• [Source data]:
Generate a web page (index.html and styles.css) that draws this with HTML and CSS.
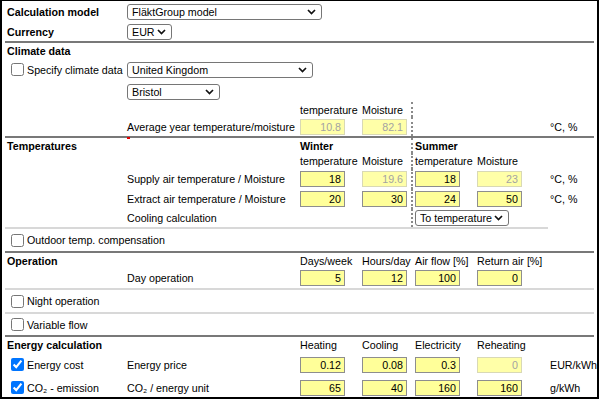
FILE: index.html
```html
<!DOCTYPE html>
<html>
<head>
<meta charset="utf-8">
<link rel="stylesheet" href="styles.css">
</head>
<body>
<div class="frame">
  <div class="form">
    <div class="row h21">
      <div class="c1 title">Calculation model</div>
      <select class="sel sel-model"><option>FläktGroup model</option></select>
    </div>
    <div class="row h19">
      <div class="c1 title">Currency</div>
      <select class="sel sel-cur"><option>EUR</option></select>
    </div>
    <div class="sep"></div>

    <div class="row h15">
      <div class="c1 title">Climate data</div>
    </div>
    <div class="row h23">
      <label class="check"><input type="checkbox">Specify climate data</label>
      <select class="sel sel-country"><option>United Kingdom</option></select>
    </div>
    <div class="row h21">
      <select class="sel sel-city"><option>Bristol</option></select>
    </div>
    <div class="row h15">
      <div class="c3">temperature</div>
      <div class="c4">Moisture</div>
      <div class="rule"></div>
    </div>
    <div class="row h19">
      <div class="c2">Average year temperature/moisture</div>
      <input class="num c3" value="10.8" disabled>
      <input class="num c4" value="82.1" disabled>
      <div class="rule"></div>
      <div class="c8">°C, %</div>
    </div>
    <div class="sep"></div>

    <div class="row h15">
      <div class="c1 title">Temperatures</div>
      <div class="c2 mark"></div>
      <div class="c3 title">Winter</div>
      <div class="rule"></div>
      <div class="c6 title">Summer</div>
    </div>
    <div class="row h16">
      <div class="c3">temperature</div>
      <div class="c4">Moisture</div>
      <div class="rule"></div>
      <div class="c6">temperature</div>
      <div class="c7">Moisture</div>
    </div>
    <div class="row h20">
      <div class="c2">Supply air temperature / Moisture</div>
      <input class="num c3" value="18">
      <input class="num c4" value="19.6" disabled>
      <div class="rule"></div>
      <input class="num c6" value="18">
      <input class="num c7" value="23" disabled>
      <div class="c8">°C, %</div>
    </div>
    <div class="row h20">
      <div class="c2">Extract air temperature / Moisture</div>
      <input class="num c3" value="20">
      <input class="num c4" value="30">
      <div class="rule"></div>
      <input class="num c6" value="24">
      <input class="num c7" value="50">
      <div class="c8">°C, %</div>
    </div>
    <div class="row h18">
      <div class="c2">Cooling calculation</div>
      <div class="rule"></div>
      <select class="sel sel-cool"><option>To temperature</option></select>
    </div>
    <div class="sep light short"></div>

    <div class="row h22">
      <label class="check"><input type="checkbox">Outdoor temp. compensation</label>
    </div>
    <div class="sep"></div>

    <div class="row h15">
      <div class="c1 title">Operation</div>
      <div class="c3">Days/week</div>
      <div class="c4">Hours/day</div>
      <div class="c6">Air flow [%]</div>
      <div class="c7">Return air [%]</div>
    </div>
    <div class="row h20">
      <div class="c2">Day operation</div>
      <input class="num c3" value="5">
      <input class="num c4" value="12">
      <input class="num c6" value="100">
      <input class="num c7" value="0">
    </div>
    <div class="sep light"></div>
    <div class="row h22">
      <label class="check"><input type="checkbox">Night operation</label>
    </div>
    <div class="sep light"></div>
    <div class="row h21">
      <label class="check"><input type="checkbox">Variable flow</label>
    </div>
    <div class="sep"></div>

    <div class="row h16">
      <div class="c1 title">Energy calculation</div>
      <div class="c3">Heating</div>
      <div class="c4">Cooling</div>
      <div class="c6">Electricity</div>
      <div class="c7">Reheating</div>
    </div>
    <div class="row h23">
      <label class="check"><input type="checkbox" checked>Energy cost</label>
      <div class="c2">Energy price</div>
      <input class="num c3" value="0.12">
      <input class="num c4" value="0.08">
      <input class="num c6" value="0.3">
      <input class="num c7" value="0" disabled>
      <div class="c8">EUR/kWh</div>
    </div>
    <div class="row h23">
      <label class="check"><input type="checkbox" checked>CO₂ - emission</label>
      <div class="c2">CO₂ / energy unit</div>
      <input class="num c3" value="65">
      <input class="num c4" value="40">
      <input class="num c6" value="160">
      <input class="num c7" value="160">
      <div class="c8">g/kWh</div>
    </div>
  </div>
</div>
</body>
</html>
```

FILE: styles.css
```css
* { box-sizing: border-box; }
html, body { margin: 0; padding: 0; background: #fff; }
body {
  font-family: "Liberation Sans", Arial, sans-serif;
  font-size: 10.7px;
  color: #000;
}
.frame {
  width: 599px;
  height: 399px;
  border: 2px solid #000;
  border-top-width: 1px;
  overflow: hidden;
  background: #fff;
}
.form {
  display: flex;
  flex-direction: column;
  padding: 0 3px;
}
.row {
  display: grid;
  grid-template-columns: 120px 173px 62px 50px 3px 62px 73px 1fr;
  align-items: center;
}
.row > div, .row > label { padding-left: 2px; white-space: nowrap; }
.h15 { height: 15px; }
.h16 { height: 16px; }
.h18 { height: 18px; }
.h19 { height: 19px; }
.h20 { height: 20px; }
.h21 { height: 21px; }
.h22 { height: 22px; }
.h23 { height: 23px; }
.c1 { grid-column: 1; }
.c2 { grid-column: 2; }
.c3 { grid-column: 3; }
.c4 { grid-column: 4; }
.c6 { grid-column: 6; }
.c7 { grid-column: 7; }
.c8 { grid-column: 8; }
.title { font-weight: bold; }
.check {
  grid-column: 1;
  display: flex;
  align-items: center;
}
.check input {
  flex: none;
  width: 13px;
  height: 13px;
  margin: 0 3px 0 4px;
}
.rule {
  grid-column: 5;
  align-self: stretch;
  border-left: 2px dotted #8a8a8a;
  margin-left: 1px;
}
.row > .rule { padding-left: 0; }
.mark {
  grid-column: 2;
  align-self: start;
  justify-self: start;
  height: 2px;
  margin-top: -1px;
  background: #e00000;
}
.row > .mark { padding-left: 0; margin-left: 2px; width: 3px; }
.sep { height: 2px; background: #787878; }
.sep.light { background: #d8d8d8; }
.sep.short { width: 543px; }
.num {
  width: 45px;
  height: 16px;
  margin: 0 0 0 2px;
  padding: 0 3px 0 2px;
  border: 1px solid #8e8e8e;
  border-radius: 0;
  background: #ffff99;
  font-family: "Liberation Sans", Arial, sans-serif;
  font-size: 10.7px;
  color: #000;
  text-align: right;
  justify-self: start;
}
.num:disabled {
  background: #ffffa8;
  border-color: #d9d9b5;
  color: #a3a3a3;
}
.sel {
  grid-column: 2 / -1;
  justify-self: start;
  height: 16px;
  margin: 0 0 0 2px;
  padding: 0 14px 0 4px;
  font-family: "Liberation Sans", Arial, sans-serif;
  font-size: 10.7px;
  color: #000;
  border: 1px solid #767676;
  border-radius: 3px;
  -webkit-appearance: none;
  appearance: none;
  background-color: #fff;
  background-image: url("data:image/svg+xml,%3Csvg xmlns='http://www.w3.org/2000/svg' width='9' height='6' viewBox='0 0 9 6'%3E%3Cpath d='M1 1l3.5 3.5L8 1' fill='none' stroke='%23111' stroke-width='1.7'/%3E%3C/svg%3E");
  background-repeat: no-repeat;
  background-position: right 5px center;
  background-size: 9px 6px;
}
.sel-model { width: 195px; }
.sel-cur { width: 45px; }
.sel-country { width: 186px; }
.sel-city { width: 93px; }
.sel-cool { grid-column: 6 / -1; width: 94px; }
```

• [Task to complete]: Find each line holding the string "styles" and copy it out.

• [Finished task]:
Generate a web page (index.html and styles.css) that draws this with HTML and CSS.
<link rel="stylesheet" href="styles.css">
FILE: styles.css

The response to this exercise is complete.